I am not ragging on Stanfield at all....I hope it did not come across
that way.


On Thu, May 2, 2013 at 10:58 AM, Matson, Robert D.
<ROBERT.D.MATSON at saic.com> wrote:
> Hi Jim/List,
> You wrote, in part:
>> While I agree 100% that it's nice to have field data....lord knows
>> I've go through hell with the Franconia project, Stanfield is a
>> perfect example of this process not working. Has no really useful
>> field data in regards to assigned numbers. It simply is not working
>> as data is withheld....so only those hunters know what their finds
>> are.
> I think you're being a bit unfair here. The first find was made only
> 11 weeks ago.

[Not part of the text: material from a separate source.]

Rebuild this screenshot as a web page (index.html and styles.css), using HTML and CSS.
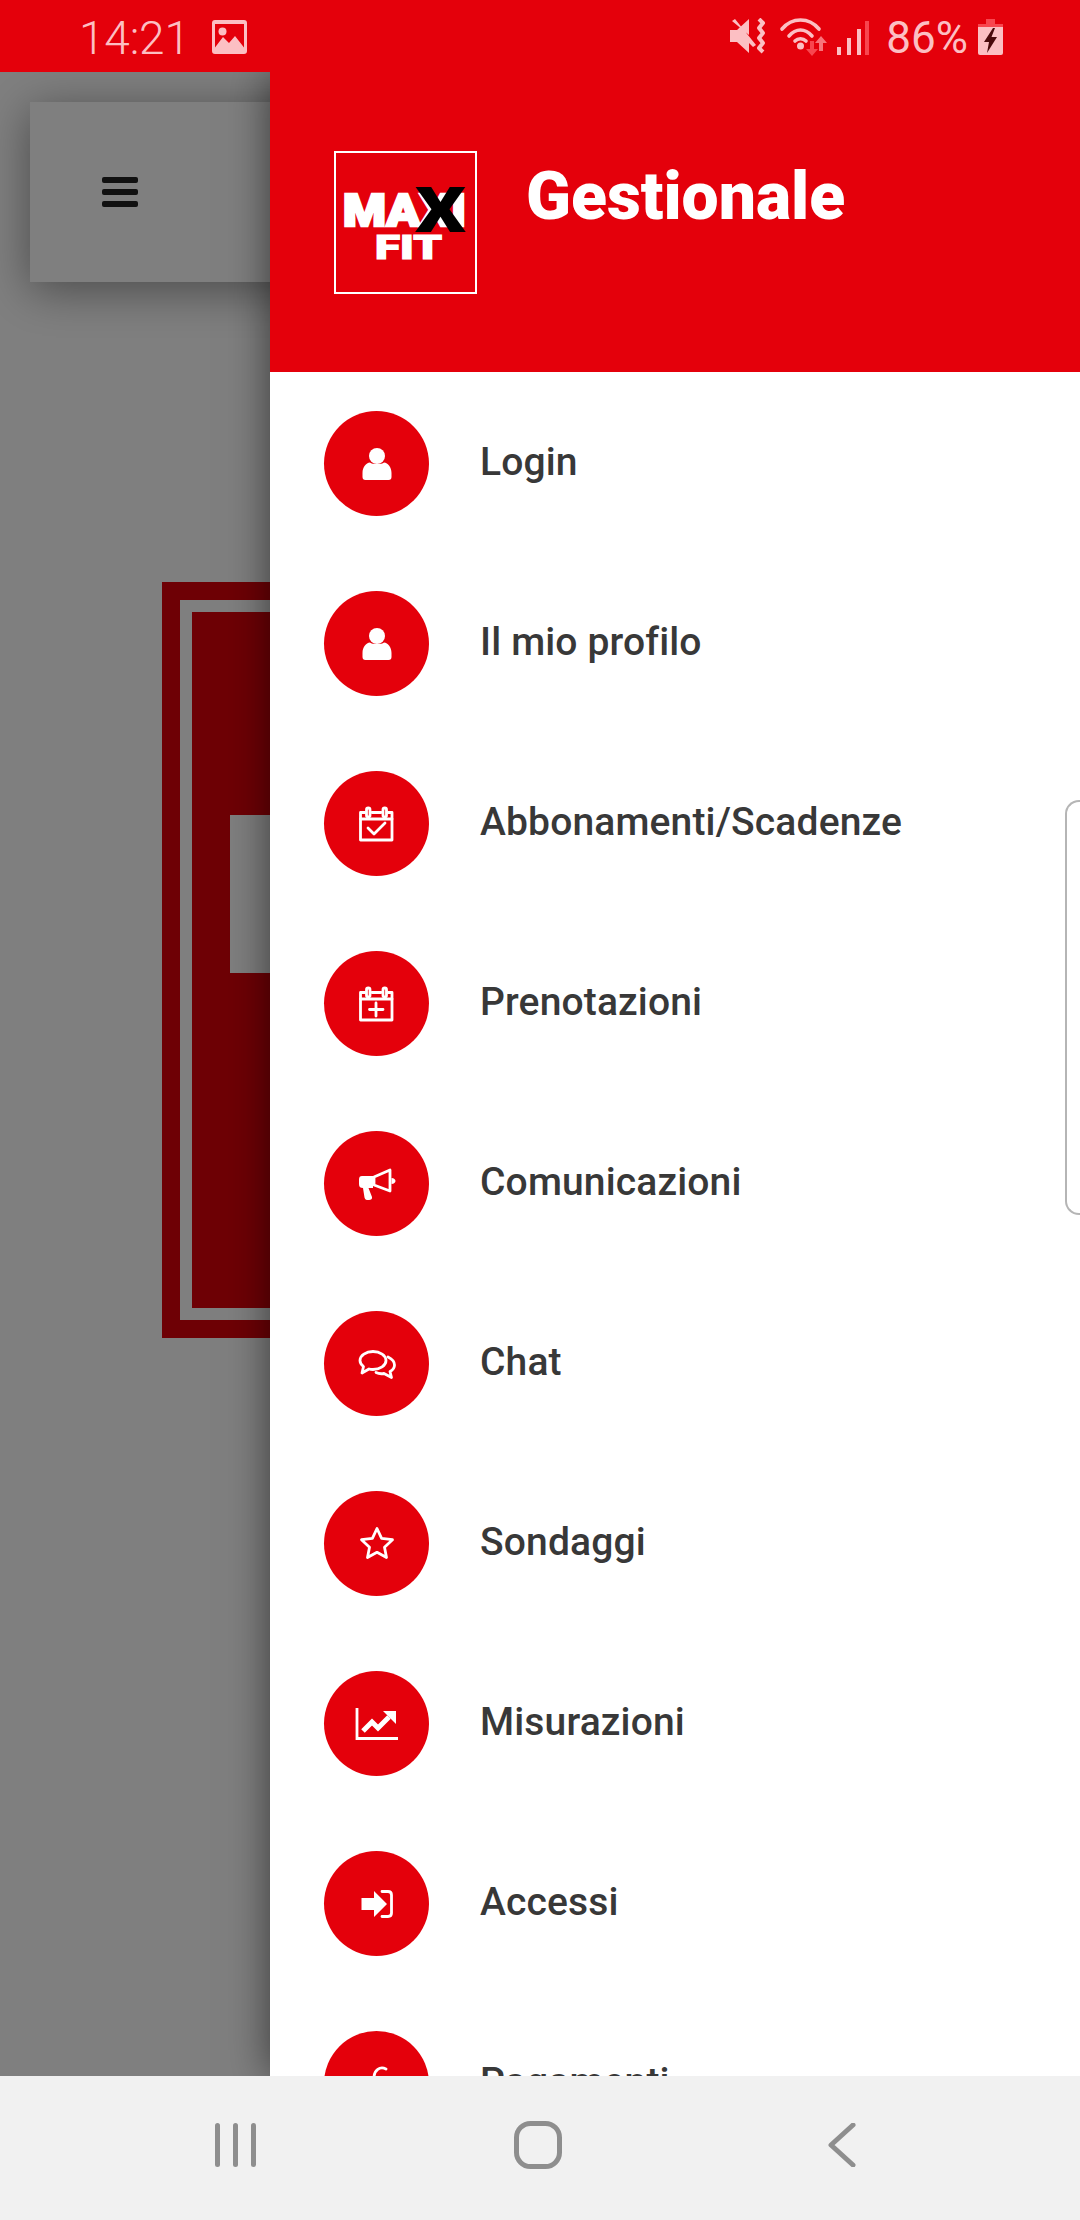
FILE: index.html
```html
<!DOCTYPE html>
<html lang="it">
<head>
<meta charset="utf-8">
<title>Gestionale</title>
<link rel="stylesheet" href="styles.css">
</head>
<body>
<div class="phone">
  <div class="status">
    <span class="time">14:21</span>
    <svg class="st-pic" width="35" height="34" viewBox="0 0 35 34"><path fill-rule="evenodd" d="M3 0H32a3 3 0 0 1 3 3V31a3 3 0 0 1-3 3H3a3 3 0 0 1-3-3V3a3 3 0 0 1 3-3ZM3 27.500 11 17l6 6 6-7 9 11.500V4H3Z"/><circle cx="10.500" cy="11.500" r="4"/></svg>
    <div class="st-right">
      <svg width="36" height="36" viewBox="0 0 36 36"><path d="M0 12H7L19 1V17L2 3 5 1 26 27 23 29 19 25V35L7 24H0Z"/><path class="st-line" d="M29 1 33 5 29 10 33 15 29 20 33 25 29 30 33 34"/></svg>
      <svg class="st-wifi" width="44" height="38" viewBox="0 0 44 38"><path class="st-arc" d="M2 11C12 -1 29 -1 39 11M9 18C16 10 25 10 32 18"/><path class="st-arc" d="M15 23C18 20 23 20 26 23"/><circle class="st-fill" cx="20.500" cy="28" r="3.500"/><path class="st-dim" d="M30 23h4v8h4l-6 7-6-7h4Z"/><path class="st-dim2" d="M42 19l6 7h-4v8h-4v-8h-4Z" transform="translate(-1 -1)"/></svg>
      <svg class="st-signal" width="32" height="34" viewBox="0 0 32 34"><rect x="0" y="26" width="4" height="8"/><rect x="10" y="17" width="4" height="17"/><rect x="20" y="8" width="4" height="26"/><rect class="st-faint" x="28" y="0" width="4" height="34"/></svg>
      <span class="pct">86%</span>
      <svg class="st-batt" width="25" height="36" viewBox="0 0 25 36"><path class="st-dim" d="M8 0H17V5H25V10H0V5H8Z"/><path d="M0 8H25V34a2 2 0 0 1-2 2H2a2 2 0 0 1-2-2Z"/><path class="st-bolt" d="M15 9 6 23H11L9 34 19 18H13.500L17 9Z"/></svg>
    </div>
  </div>

  <div class="main">
    <div class="page">
      <div class="bar">
        <div class="burger"><i></i><i></i><i></i></div>
      </div>
      <div class="frame"><div class="frame-gap"><div class="frame-core"><div class="frame-hole"></div></div></div></div>
    </div>
    <div class="scrim"></div>

    <aside class="drawer">
      <header class="drawer-head">
        <svg class="logo" width="143" height="143" viewBox="0 0 143 143">
          <rect class="logo-box" x="1" y="1" width="141" height="141"/>
          <text class="logo-max" x="9" y="75" textLength="123" lengthAdjust="spacingAndGlyphs">MAXI</text>
          <text class="logo-x" x="81" y="81" textLength="51" lengthAdjust="spacingAndGlyphs">X</text>
          <text class="logo-fit" x="41" y="108" textLength="67" lengthAdjust="spacingAndGlyphs">FIT</text>
        </svg>
        <h1 class="title">Gestionale</h1>
      </header>
      <nav class="menu">
        <a class="item"><span class="dot"><svg viewBox="-24 -24 48 48"><use href="#i-user"/></svg></span><span class="label">Login</span></a>
        <a class="item"><span class="dot"><svg viewBox="-24 -24 48 48"><use href="#i-user"/></svg></span><span class="label">Il mio profilo</span></a>
        <a class="item"><span class="dot"><svg viewBox="-24 -24 48 48"><use href="#i-cal"/><path class="ln" d="M-9 4-3 10 8-1"/></svg></span><span class="label">Abbonamenti/Scadenze</span></a>
        <a class="item"><span class="dot"><svg viewBox="-24 -24 48 48"><use href="#i-cal"/><path class="ln" d="M-1 -1V12M-7.500 5.500H6"/></svg></span><span class="label">Prenotazioni</span></a>
        <a class="item"><span class="dot"><svg viewBox="-24 -24 48 48"><path class="fl" d="M-15-8H-4V4H-8.500L-5 13C-4.500 15-6 16-8 16H-10C-11.500 16-12 15-12.500 13.500L-14 4C-16.500 4-18 3-18-0V-4.500C-18-7-17-8-15-8Z"/><path class="ln" d="M-3-7 13-14V7L-3 1Z"/><path class="fl" d="M14.500-6C17-6 18.500-4.500 18.500-3S17 0 14.500 0Z"/></svg></span><span class="label">Comunicazioni</span></a>
        <a class="item"><span class="dot"><svg viewBox="-24 -24 48 48"><path class="ln" d="M-4-12.500C-11-12.500-17-8.500-17-3.500-17-1-15.500 1-13.500 2.500L-15 9-8 5C-6.500 5.500-5.500 5.500-4 5.500 3 5.500 9 1.500 9-3.500S3-12.500-4-12.500Z"/><path class="ln" d="M11-7C15-5 17.500-2.500 17.500 1 17.500 4 16 6 13 7.500L14.500 13.500 7 9.500C4 10 1 9.500-1 8.500"/></svg></span><span class="label">Chat</span></a>
        <a class="item"><span class="dot"><svg viewBox="-24 -24 48 48"><path class="ln" d="M0-15.500 4.600-5.700 15.500-4.300 7.500 3.200 9.500 13.500 0 8.300-9.500 13.500-7.500 3.200-15.500-4.300-4.600-5.700Z"/></svg></span><span class="label">Sondaggi</span></a>
        <a class="item"><span class="dot"><svg viewBox="-24 -24 48 48"><path class="ln sq" d="M-20-16V14.500H21"/><path class="ln wide" d="M-14 7-5-2 1 4 12-7"/><path class="fl" d="M6-13H19V0Z"/></svg></span><span class="label">Misurazioni</span></a>
        <a class="item"><span class="dot"><svg viewBox="-24 -24 48 48"><path class="fl" d="M-15.500-6H-3V-13L10 0-3 13V6H-15.500Z"/><path class="ln" d="M5-12.500H11C13.500-12.500 14.500-11.500 14.500-9V9C14.500 11.500 13.500 12.500 11 12.500H5"/></svg></span><span class="label">Accessi</span></a>
        <a class="item"><span class="dot"><svg viewBox="-24 -24 48 48"><path class="ln" d="M9-15C3-18-3-14-3-6V8"/></svg></span><span class="label">Pagamenti</span></a>
      </nav>
    </aside>

    <div class="handle"></div>
  </div>

  <div class="navbar">
    <svg width="41" height="44" viewBox="0 0 41 44"><rect x="0" y="0" width="5" height="44" rx="2.500"/><rect x="18" y="0" width="5" height="44" rx="2.500"/><rect x="36" y="0" width="5" height="44" rx="2.500"/></svg>
    <svg class="nv-home" width="48" height="48" viewBox="0 0 48 48"><rect x="2.500" y="2.500" width="43" height="43" rx="14"/></svg>
    <svg class="nv-back" width="28" height="44" viewBox="0 0 28 44"><path d="M25 2 3 22 25 42"/></svg>
  </div>
</div>

<svg class="defs" width="0" height="0">
  <defs>
    <g id="i-user">
      <circle class="fl" cx="0" cy="-8" r="8"/>
      <path class="fl" d="M-7-1.500C-5 .5 5 .5 7-1.500 11-1 14.500 3 14.500 9V13C14.500 15 13.500 16 11.500 16H-11.500C-13.500 16-14.500 15-14.500 13V9C-14.500 3-11-1-7-1.500Z"/>
    </g>
    <g id="i-cal">
      <path class="ln" d="M-12-11.500H-16.500V16H15V-11.500H11M-5-11.500H4"/>
      <path class="ln" d="M-16.500-5H15"/>
      <rect class="ln" x="-10.500" y="-16" width="3.500" height="9" rx="1.750"/>
      <rect class="ln" x="6" y="-16" width="3.500" height="9" rx="1.750"/>
    </g>
  </defs>
</svg>
</body>
</html>
```

FILE: styles.css
```css
* { box-sizing: border-box; }
html, body { margin: 0; padding: 0; }
body { font-family: Roboto, "Liberation Sans", sans-serif; background: #fff; }
.phone { width: 1080px; height: 2220px; display: flex; flex-direction: column; overflow: hidden; }
.defs { position: absolute; }

/* status bar */
.status { height: 72px; flex: none; background: #e4000b; display: flex; align-items: center; padding: 0 77px 0 79px; color: #fcbfc3; }
.status svg { fill: #fcbfc3; display: block; flex: none; }
.time { font-size: 46px; font-weight: 300; line-height: 72px; letter-spacing: -.2px; margin-top: 3px; }
.st-pic { margin-left: 22px; margin-top: 2px; }
.st-right { margin-left: auto; display: flex; align-items: center; }
.st-line { fill: none !important; stroke: #fcbfc3; stroke-width: 4; stroke-linejoin: round; }
.st-wifi { margin-left: 14px; margin-top: 2px; overflow: visible; }
.status .st-arc { fill: none; stroke: #fcbfc3; stroke-width: 3.600; stroke-linecap: round; }
.status .st-dim { fill: #f8464f; }
.status .st-dim2 { fill: #f8737a; }
.st-signal { margin-left: 13px; margin-top: 3px; }
.status .st-faint { fill: #f8464f; }
.pct { font-size: 44px; font-weight: 400; line-height: 72px; margin-left: 17px; margin-top: 3px; }
.st-batt { margin-left: 10px; margin-top: 2px; }
.status .st-bolt { fill: #4a0a0c; }

/* page behind the drawer */
.main { flex: 1; position: relative; overflow: hidden; }
.page { height: 100%; background: #fff; padding-top: 30px; }
.bar { height: 180px; margin: 0 30px; background: #fff; box-shadow: 0 8px 44px rgba(0,0,0,.42); display: flex; align-items: center; padding: 0 0 0 72px; }
.burger { display: flex; flex-direction: column; gap: 6px; width: 36px; }
.burger i { display: block; height: 6px; border-radius: 2px; background: #222; }
.frame { margin: 300px 162px 0; height: 756px; background: #dc000a; padding: 18px; }
.frame-gap { height: 100%; background: #fff; padding: 12px; }
.frame-core { height: 100%; background: #dc000a; padding-top: 203px; padding-left: 38px; }
.frame-hole { height: 158px; width: 400px; background: #fff; }
.scrim { position: absolute; inset: 0; background: rgba(0,0,0,.5); }

/* drawer */
.drawer { position: absolute; top: 0; left: 270px; right: 0; bottom: 0; background: #fff; overflow: hidden; box-shadow: 0 0 40px rgba(0,0,0,.55); }
.drawer-head { height: 300px; background: #e4000b; display: flex; align-items: center; padding-left: 64px; }
.logo { display: block; flex: none; }
.logo-box { fill: none; stroke: #fff; stroke-width: 2; }
.logo-max { font-family: Roboto, sans-serif; font-weight: 900; font-size: 45px; fill: #fff; stroke: #fff; stroke-width: 2.500; }
.logo-x { font-family: Roboto, sans-serif; font-weight: 900; font-size: 63px; fill: #000; }
.logo-fit { font-family: Roboto, sans-serif; font-weight: 900; font-size: 33px; fill: #fff; stroke: #fff; stroke-width: 1.200; }
.title { margin: 0 0 50px 49px; font-size: 66px; line-height: 70px; font-weight: 900; color: #fff; }
.menu { padding: 39px 0 0 54px; display: flex; flex-direction: column; gap: 75px; }
.item { display: flex; align-items: center; height: 105px; flex: none; }
.dot { width: 105px; height: 105px; flex: none; border-radius: 50%; background: #e4000b; display: flex; align-items: center; justify-content: center; }
.dot svg { width: 48px; height: 48px; display: block; }
.fl { fill: #fff; }
.ln { fill: none; stroke: #fff; stroke-width: 2.800; stroke-linejoin: round; stroke-linecap: round; }
.sq { stroke-linecap: butt; stroke-linejoin: miter; }
.wide { stroke-width: 5; stroke-linecap: butt; stroke-linejoin: miter; }
.label { margin-left: 51px; margin-top: -4px; font-size: 39px; font-weight: 500; line-height: 50px; letter-spacing: .15px; color: #383838; white-space: nowrap; }

.handle { position: absolute; top: 728px; right: 0; width: 15px; height: 415px; border: 2px solid #b5b5b5; border-right: 0; border-radius: 14px 0 0 14px; }

/* navigation bar */
.navbar { height: 144px; flex: none; background: #f1f1f1; display: flex; align-items: center; justify-content: space-between; padding: 0 224px 7px 215px; }
.navbar svg { display: block; fill: #8e8e8e; }
.nv-home { margin-right: 8px; }
.nv-home rect { fill: none; stroke: #8e8e8e; stroke-width: 5; }
.nv-back path { fill: none; stroke: #8e8e8e; stroke-width: 5; stroke-linecap: round; stroke-linejoin: round; }
```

Given how many manhours have gone into each meteorite
> recovery, is it really fair to expect the finders to reveal their
> coordinates when they're still out there looking for more? Those
> coordinates aren't lost; you'd only need to consolidate information
> from 2 or 3 key people to have all of them. Will it happen someday? I
> really can't say. Mind you, I think it would be very interesting from
> a scientific perspective to have the full picture at Indian
> Butte/Stanfield. There was a significant difference between the upper
> atmospheric wind direction, and the bolide's flight direction, which
> leads to a very complex strewn field distribution when coupled with
> the multiple fragmentations that the meteoroid underwent.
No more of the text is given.